Almanya’nın çelik tüketen sanayilerinin geleceği üzerine Frankfurt’ta gerçekleştirilen yıllık Stahltag konferansında konuşan uzmanlar, ABD seçimlerinin ve Orta Doğu'daki gerilimlerin hem yatırım kararlarını hem de enerji piyasalarını olumsuz etkileyebileceğini belirtti. Emekli IKB bankası analisti Jürgen Büchner’in sunumunda da vurgulanan bu konular, Almanya’nın sanayi üretiminde ve çelik talebinde risklerin artabileceğini gösteriyor.
ABD seçimlerinin ekonomiye etkisi...
ABD’deki başkanlık seçimlerinin yatırım kararlarında bir yavaşlama yaratması bekleniyor. Özellikle Almanya'nın ihracata dayalı sanayi sektörü için ABD pazarı, kritik bir öneme sahip. Büchner’e göre, bu belirsizlikler ABD'deki sanayi yatırımlarını durma noktasına getirebilir. Önceki seçim dönemlerinde yaşanan siyasi geçişlerin piyasalarda ciddi dalgalanmalara neden olduğuna işaret eden Büchner, Almanya’nın ABD’ye olan ihracatının bu süreçte önemli ölçüde zarar görebileceğini belirtti. Almanya'nın makine mühendisliği ve tesis üretimi gibi ihracat ağırlıklı sektörleri için ABD, önemli ve istikrarlı bir pazar olarak öne çıkıyor. Seçim sürecinin sancılı geçmesi durumunda bu pazarın da daralabileceği uyarısı yapılıyor.
Orta Doğu’da yükselen gerilimler ve enerji piyasalarına etkisi...
Orta Doğu'daki savaş olasılıkları ve İran’ın enerji piyasalarındaki potansiyel rolünün, petrol ve doğal gaz fiyatlarının dalgalanmasına yol açabileceği belirtildi. İran'ın küresel enerji piyasalarına geri dönüşünün petrol fiyatlarını varil başına en az 10 USD artırabileceği tahmin ediliyor. Avrupa, enerji ihtiyacını karşılamak için sıvılaştırılmış doğal gaz (LNG) ithalatına ağırlık verirken, Orta Doğu'daki jeopolitik gerilimlerin, enerji tedarik zincirlerinde aksamalara ve maliyet artışlarına neden olabileceği belirtildi.

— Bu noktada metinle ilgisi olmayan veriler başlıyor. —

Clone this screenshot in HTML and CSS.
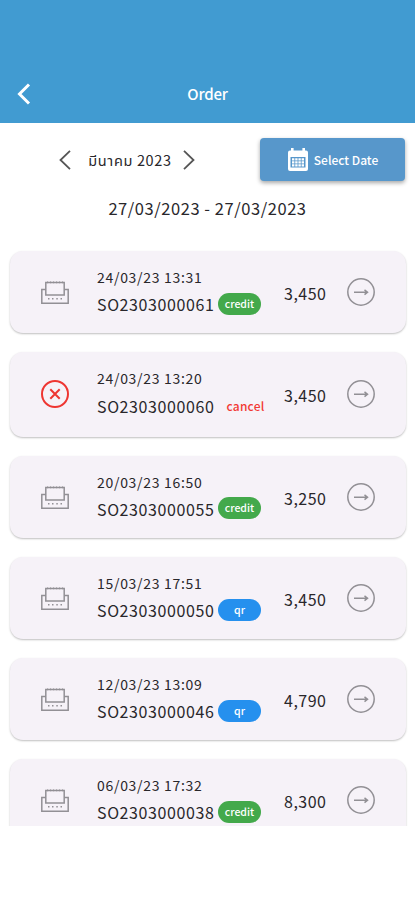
FILE: index.html
```
<!DOCTYPE html>
<html lang="th">
<head>
  <meta charset="UTF-8">
  <meta name="viewport" content="width=device-width, initial-scale=1.0">
  <title>Order</title>
  <link rel="stylesheet" href="styles.css">
</head>
<body>
  <!-- shared icons -->
  <svg class="sprite">
    <symbol id="printer" viewBox="0 0 28 24">
      <path d="M5 8.500H.8v13.800h26.400V8.500H23"/>
      <rect x="4.800" y="1.500" width="18.400" height="12.500"/>
      <path d="M6 .8l1.300 1M9 .8l1.300 1M12 .8l1.300 1M15 .8l1.300 1M18 .8l1.300 1M21 .8l1.300 1"/>
      <path d="M7 17.800h1.500M11 17.800h1.500M15.300 17.800h1.500M19.500 17.800h1.500"/>
    </symbol>
    <symbol id="go" viewBox="0 0 28 28">
      <circle cx="14" cy="14" r="13.2"/>
      <path d="M7 14.2h13.5M17.5 11.8l3 2.4-3 2.4"/>
    </symbol>
    <symbol id="cancel" viewBox="0 0 28 28">
      <circle cx="14" cy="14" r="13"/>
      <path d="M9.3 9.3l9.4 9.4M18.7 9.3l-9.4 9.4"/>
    </symbol>
  </svg>

  <header class="app-bar">
    <svg class="back" viewBox="0 0 14 22"><path d="M12 1.5L2.5 11l9.5 9.5"/></svg>
    <h1>Order</h1>
  </header>

  <div class="filter">
    <div class="month">
      <svg class="arrow" viewBox="0 0 12 20"><path d="M11 .8L1.5 10l9.5 9.2"/></svg>
      <span class="month-name">มีนาคม 2023</span>
      <svg class="arrow" viewBox="0 0 12 20"><path d="M1 .8l9.5 9.2L1 19.2"/></svg>
    </div>
    <button class="select-date">
      <svg class="calendar" viewBox="0 0 20 23">
        <path fill="#fff" fill-rule="evenodd" d="M2 2.5h1V0h2.6v2.5h8.8V0H17v2.5h1a2 2 0 0 1 2 2V21a2 2 0 0 1-2 2H2a2 2 0 0 1-2-2V4.500a2 2 0 0 1 2-2zM2.500 9v10.500h15V9z"/>
        <path fill="#fff" d="M4 10.200h2.400v2.200H4zM7.200 10.200h2.400v2.200H7.200zM10.400 10.200h2.400v2.200h-2.400zM13.600 10.200H16v2.200h-2.400zM4 13.200h2.400v2.200H4zM7.200 13.200h2.400v2.200H7.200zM10.400 13.200h2.400v2.200h-2.400zM13.600 13.200H16v2.200h-2.400zM4 16.200h2.400v2.200H4zM7.200 16.200h2.400v2.200H7.200zM10.400 16.200h2.400v2.200h-2.400zM13.600 16.200H16v2.200h-2.400z"/>
      </svg>
      <span>Select Date</span>
    </button>
  </div>
  <p class="range">27/03/2023 - 27/03/2023</p>

  <main class="orders">
    <div class="order">
      <svg class="status"><use href="#printer"/></svg>
      <div class="info">
        <div class="date">24/03/23 13:31</div>
        <div class="line"><span class="code">SO2303000061</span><span class="badge credit">credit</span></div>
      </div>
      <div class="price">3,450</div>
      <svg class="go"><use href="#go"/></svg>
    </div>
    <div class="order cancelled">
      <svg class="status"><use href="#cancel"/></svg>
      <div class="info">
        <div class="date">24/03/23 13:20</div>
        <div class="line"><span class="code">SO2303000060</span><span class="badge cancel">cancel</span></div>
      </div>
      <div class="price">3,450</div>
      <svg class="go"><use href="#go"/></svg>
    </div>
    <div class="order">
      <svg class="status"><use href="#printer"/></svg>
      <div class="info">
        <div class="date">20/03/23 16:50</div>
        <div class="line"><span class="code">SO2303000055</span><span class="badge credit">credit</span></div>
      </div>
      <div class="price">3,250</div>
      <svg class="go"><use href="#go"/></svg>
    </div>
    <div class="order">
      <svg class="status"><use href="#printer"/></svg>
      <div class="info">
        <div class="date">15/03/23 17:51</div>
        <div class="line"><span class="code">SO2303000050</span><span class="badge qr">qr</span></div>
      </div>
      <div class="price">3,450</div>
      <svg class="go"><use href="#go"/></svg>
    </div>
    <div class="order">
      <svg class="status"><use href="#printer"/></svg>
      <div class="info">
        <div class="date">12/03/23 13:09</div>
        <div class="line"><span class="code">SO2303000046</span><span class="badge qr">qr</span></div>
      </div>
      <div class="price">4,790</div>
      <svg class="go"><use href="#go"/></svg>
    </div>
    <div class="order">
      <svg class="status"><use href="#printer"/></svg>
      <div class="info">
        <div class="date">06/03/23 17:32</div>
        <div class="line"><span class="code">SO2303000038</span><span class="badge credit">credit</span></div>
      </div>
      <div class="price">8,300</div>
      <svg class="go"><use href="#go"/></svg>
    </div>
  </main>
</body>
</html>
```
FILE: styles.css
```
* {
  margin: 0;
  padding: 0;
  box-sizing: border-box;
}

body {
  height: 900px;
  background: #fff;
  color: #29272b;
  font-family: "Noto Sans CJK SC", "Noto Sans Thai", "Noto Sans", sans-serif;
  overflow: hidden;
}

svg {
  display: block;
  flex: none;
  fill: none;
}

.sprite {
  display: none;
}

.app-bar {
  height: 123px;
  padding: 65px 17px 0;
  display: grid;
  grid-template-columns: 14px 1fr 14px;
  align-items: center;
  background: #419bd1;
}

.back {
  width: 14px;
  height: 22px;
  stroke: #fff;
  stroke-width: 3;
}

.app-bar h1 {
  color: #fff;
  font-size: 15px;
  font-weight: 500;
  letter-spacing: -0.2px;
  line-height: 24px;
  text-align: center;
}

.filter {
  display: flex;
  justify-content: space-between;
  padding: 15px 10px 0 59px;
}

.month {
  display: flex;
  align-items: center;
  height: 43px;
}

.month-name {
  width: 112px;
  padding-left: 6px;
  font-size: 14.5px;
  letter-spacing: 0.65px;
  line-height: 20px;
  text-align: center;
  white-space: nowrap;
}

.arrow {
  width: 12px;
  height: 20px;
  stroke: #555;
  stroke-width: 1.8;
}

.select-date {
  display: flex;
  align-items: center;
  justify-content: center;
  gap: 6px;
  width: 145px;
  height: 43px;
  padding-left: 1px;
  border: 0;
  border-radius: 4px;
  background: #5797cb;
  box-shadow: 0 2px 4px rgba(0, 0, 0, 0.35);
  color: #fff;
  font-family: inherit;
  font-size: 12px;
  font-weight: 500;
  line-height: 18px;
}

.calendar {
  width: 20px;
  height: 23px;
}

.range {
  margin-top: 15px;
  font-size: 16.5px;
  letter-spacing: 0.55px;
  line-height: 24px;
  text-align: center;
}

.orders {
  height: 592px;
  margin-top: 14px;
  padding: 17px 9px 0 10px;
  overflow: hidden;
}

.order {
  display: flex;
  align-items: center;
  height: 82px;
  margin-bottom: 19.200px;
  padding: 0 31px;
  border-radius: 13px;
  background: #f6f2f8;
  box-shadow: 0 1px 2px rgba(0, 0, 0, 0.25);
}

.status {
  width: 28px;
  height: 24px;
  margin-top: 2px;
  stroke: #929095;
  stroke-width: 1.5;
}

.info {
  width: 164px;
  margin-left: 28px;
  padding-top: 1px;
}

.date {
  font-size: 14px;
  letter-spacing: 0.7px;
  line-height: 22px;
}

.line {
  display: flex;
  align-items: center;
  height: 31px;
}

.code {
  width: 121px;
  padding-top: 1px;
  font-size: 16px;
  letter-spacing: 0.6px;
}

.badge {
  width: 43px;
  height: 22px;
  border-radius: 11px;
  color: #fff;
  font-size: 10.5px;
  font-weight: 500;
  line-height: 21px;
  text-align: center;
}

.credit {
  background: #43a94b;
}

.qr {
  background: #2590ee;
}

.cancel {
  width: 55px;
  flex: none;
  color: #f23a35;
  font-size: 12px;
  letter-spacing: 0.2px;
}

.price {
  width: 64px;
  margin-left: 22px;
  padding: 2px 0 0 1px;
  font-size: 16px;
  letter-spacing: 0.5px;
  line-height: 24px;
}

.go {
  width: 28px;
  height: 28px;
  stroke: #929095;
  stroke-width: 1.5;
}

.cancelled {
  height: 84.5px;
}

.cancelled .line {
  height: 34px;
}

/* plain text label, wider than the pills */
.cancelled .code {
  width: 121px;
  flex: none;
}

.cancelled .status {
  height: 28px;
  margin-top: 0;
  stroke: #ee3632;
  stroke-width: 2;
}
```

Savaş koşulları, deniz yollarının abluka altına alınma ihtimalini artırırken, Avrupa'nın enerji güvenliği konusunda yeni stratejiler geliştirmesi gerekebilir.
Almanya’nın enerji ikilemi: Yükselen fiyatlar ve LNG ithalatı
Almanya'nın enerji fiyatları, özellikle Ukrayna savaşının ardından önemli ölçüde artış gösterdi. Elektrik fiyatları, 2023 yılı başındaki zirvelerden sonra düşüşe geçse de son dönemde yeniden yükselme eğiliminde bulunuyor. Büchner, fiyatların şu an 100 EUR/MWh seviyesine yaklaştığını vurguluyor. Bu durum, Almanya’daki enerji maliyetlerinin sanayi üzerindeki baskısını artırıyor ve üreticiler için ciddi bir maliyet unsuru hâline geliyor.
Olumlu tarafta ise Almanya’nın LNG altyapısını hızla geliştirmesi dikkat çekiyor. Ülke, enerji güvenliğini artırmak ve Rusya’dan bağımsız hâle gelmek amacıyla LNG terminalleri inşa etme konusunda oldukça hızlı adımlar attı. Bu gelişme, Almanya’nın enerji krizine karşı dayanıklılığını artırabilir, ancak yüksek enerji maliyetlerinin sanayi üretimindeki etkisi belirsizliğini koruyor.
ABD'deki siyasi belirsizlikler ve Orta Doğu'daki jeopolitik riskler, Almanya’nın çelik tüketen endüstrileri ve genel olarak sanayi üretimi üzerinde baskı oluşturmaya devam edecek gibi görünüyor. Özellikle enerji maliyetlerindeki artış ve küresel pazarlardaki belirsizlik, Almanya’nın sanayi üreticilerini daha fazla zorlarken, ülkedeki makine mühendisliği ve tesis üreticilerinin ihracatında bir yavaşlama yaşanması muhtemel. Almanya, enerji bağımsızlığı yolunda hızla ilerlese de küresel piyasalardaki değişimlere karşı kırılganlığı sürüyor.